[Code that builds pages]

(begin)

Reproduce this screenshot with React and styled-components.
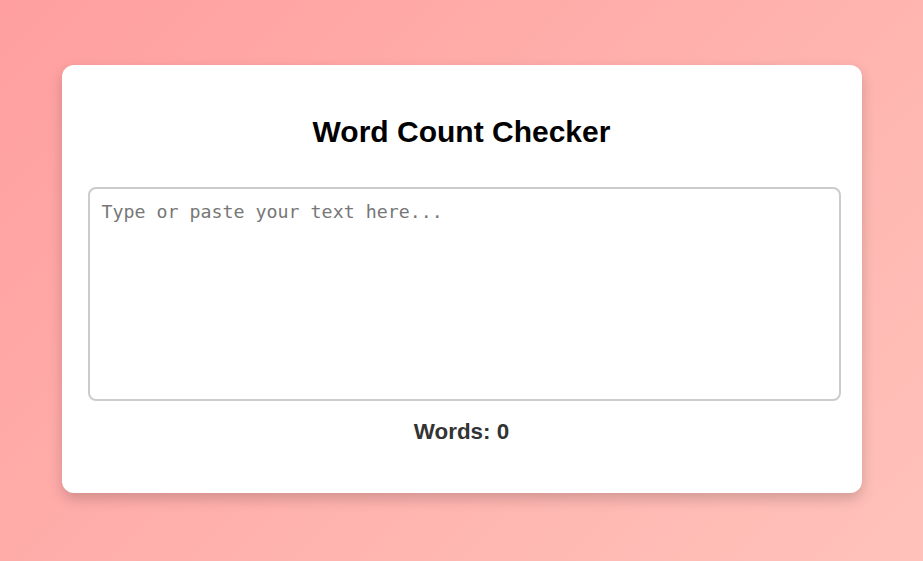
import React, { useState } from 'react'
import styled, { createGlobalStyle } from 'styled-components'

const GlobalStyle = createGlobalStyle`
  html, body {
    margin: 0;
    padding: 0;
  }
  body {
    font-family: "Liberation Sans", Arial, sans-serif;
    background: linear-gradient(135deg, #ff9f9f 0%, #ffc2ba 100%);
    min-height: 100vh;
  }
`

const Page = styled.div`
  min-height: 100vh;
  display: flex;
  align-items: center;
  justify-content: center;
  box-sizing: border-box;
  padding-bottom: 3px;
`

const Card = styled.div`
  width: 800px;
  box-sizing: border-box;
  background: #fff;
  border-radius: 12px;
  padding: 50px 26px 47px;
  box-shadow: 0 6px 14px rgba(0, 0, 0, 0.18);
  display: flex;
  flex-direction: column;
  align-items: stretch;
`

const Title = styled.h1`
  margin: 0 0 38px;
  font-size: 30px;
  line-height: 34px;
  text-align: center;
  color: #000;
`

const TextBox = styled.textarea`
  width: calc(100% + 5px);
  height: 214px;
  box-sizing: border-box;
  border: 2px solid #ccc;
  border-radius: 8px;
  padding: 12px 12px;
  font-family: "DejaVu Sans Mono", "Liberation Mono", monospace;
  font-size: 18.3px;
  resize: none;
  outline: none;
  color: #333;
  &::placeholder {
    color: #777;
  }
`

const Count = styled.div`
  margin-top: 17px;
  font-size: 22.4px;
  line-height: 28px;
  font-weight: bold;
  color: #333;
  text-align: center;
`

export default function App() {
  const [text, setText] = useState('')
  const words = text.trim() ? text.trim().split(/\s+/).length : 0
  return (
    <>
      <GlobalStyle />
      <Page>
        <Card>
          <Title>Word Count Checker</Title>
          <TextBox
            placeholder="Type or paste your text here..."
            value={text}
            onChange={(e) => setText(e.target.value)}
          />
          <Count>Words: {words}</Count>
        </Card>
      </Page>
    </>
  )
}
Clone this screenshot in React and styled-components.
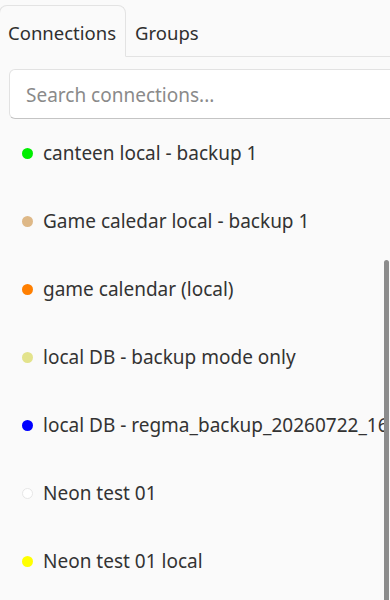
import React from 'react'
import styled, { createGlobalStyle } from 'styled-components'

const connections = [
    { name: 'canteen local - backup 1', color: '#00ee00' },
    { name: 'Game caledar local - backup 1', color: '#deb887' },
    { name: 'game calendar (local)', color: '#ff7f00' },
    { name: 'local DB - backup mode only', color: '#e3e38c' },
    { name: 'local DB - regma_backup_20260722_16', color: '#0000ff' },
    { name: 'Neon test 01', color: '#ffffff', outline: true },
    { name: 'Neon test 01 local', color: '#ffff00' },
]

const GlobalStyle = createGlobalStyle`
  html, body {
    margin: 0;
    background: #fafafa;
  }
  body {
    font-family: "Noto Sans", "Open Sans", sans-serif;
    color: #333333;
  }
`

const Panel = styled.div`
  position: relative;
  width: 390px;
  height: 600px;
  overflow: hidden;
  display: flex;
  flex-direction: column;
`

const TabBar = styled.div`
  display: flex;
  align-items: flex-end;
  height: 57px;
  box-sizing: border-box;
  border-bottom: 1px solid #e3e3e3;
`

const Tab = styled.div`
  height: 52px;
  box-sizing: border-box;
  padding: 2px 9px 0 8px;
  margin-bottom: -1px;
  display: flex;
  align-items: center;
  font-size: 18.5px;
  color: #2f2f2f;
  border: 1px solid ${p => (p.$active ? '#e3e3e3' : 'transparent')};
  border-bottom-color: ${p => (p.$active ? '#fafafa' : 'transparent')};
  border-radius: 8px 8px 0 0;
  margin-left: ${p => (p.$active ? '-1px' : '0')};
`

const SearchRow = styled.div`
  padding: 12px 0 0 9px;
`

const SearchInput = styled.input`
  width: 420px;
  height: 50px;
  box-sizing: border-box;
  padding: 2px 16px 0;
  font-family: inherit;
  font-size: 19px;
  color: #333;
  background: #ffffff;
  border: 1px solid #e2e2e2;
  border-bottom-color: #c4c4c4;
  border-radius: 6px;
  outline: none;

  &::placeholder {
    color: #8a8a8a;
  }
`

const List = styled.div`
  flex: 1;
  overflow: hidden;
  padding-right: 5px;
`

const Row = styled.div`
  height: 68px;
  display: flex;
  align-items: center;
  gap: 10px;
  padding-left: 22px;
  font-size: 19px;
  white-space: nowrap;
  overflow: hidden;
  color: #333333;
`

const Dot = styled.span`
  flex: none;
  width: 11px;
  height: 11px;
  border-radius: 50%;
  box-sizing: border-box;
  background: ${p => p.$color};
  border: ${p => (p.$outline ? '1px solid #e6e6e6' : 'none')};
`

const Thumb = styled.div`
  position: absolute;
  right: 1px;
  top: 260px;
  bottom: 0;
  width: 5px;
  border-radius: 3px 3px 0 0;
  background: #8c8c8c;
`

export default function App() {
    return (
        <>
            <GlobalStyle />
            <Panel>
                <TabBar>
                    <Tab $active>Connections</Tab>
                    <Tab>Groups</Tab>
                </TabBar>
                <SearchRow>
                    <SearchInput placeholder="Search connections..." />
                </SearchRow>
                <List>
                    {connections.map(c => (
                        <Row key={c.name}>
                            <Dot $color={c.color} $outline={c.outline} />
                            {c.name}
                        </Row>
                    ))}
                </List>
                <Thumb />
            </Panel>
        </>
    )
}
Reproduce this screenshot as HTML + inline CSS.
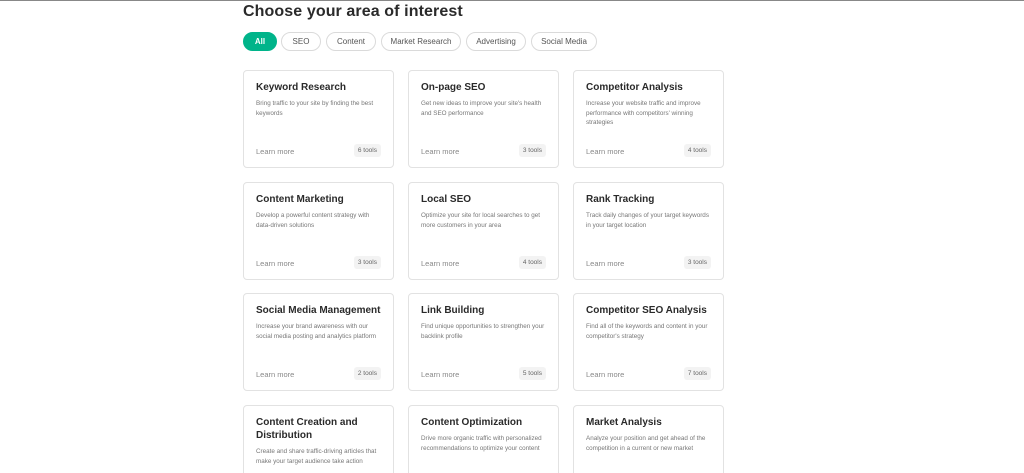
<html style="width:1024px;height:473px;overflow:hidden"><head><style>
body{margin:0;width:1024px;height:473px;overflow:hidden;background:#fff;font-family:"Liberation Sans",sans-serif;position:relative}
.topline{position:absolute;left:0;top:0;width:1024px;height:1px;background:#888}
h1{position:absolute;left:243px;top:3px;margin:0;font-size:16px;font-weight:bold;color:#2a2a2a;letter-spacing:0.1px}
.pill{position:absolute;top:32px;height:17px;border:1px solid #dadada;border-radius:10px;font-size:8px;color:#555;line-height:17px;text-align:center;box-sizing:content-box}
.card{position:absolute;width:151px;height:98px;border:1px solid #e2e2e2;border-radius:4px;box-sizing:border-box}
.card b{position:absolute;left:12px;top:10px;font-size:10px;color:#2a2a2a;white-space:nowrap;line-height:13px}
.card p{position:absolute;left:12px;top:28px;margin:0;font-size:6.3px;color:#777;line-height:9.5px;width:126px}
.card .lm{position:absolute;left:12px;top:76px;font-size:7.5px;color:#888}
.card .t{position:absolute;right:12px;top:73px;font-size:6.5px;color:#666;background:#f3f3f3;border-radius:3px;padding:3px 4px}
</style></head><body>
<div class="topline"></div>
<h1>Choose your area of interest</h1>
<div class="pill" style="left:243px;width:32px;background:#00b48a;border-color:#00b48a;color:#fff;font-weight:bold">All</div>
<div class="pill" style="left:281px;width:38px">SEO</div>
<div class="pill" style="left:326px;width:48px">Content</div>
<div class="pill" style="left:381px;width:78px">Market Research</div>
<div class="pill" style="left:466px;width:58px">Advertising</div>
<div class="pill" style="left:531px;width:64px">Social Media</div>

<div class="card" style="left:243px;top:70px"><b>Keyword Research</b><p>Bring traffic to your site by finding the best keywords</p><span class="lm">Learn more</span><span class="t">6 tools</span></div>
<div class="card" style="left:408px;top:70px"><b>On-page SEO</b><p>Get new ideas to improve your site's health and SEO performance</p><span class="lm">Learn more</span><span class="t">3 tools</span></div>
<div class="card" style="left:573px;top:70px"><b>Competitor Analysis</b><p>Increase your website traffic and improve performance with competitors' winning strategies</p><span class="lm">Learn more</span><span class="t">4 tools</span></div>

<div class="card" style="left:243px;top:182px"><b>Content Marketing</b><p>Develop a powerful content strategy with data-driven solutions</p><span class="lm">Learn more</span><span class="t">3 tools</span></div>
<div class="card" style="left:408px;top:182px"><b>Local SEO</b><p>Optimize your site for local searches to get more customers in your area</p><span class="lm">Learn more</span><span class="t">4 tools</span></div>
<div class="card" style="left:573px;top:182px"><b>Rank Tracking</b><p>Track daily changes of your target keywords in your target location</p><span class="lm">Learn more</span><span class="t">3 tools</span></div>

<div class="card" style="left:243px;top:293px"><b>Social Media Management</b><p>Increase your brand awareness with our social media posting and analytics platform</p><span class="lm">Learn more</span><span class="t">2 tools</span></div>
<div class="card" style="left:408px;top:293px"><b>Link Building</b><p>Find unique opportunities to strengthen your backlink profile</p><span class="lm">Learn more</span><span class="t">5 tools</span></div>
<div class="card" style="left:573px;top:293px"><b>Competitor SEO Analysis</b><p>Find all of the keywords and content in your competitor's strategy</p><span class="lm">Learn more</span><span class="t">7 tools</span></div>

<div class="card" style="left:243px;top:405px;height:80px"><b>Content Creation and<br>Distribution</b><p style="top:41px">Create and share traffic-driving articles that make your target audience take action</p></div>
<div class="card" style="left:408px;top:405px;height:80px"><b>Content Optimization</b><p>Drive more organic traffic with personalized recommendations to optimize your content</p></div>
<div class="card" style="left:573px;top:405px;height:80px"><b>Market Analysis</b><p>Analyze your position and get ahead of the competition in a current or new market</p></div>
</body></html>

(end)

* **INSTRUCTIONS TO FOLLOW**
Copy each line in the data that holds the word "components".

* **SOLUTION FOR THIS PROBLEM**
Reproduce this screenshot with React and styled-components.
import styled, { createGlobalStyle } from 'styled-components'
Clone this screenshot in React and styled-components.
import styled, { createGlobalStyle } from 'styled-components'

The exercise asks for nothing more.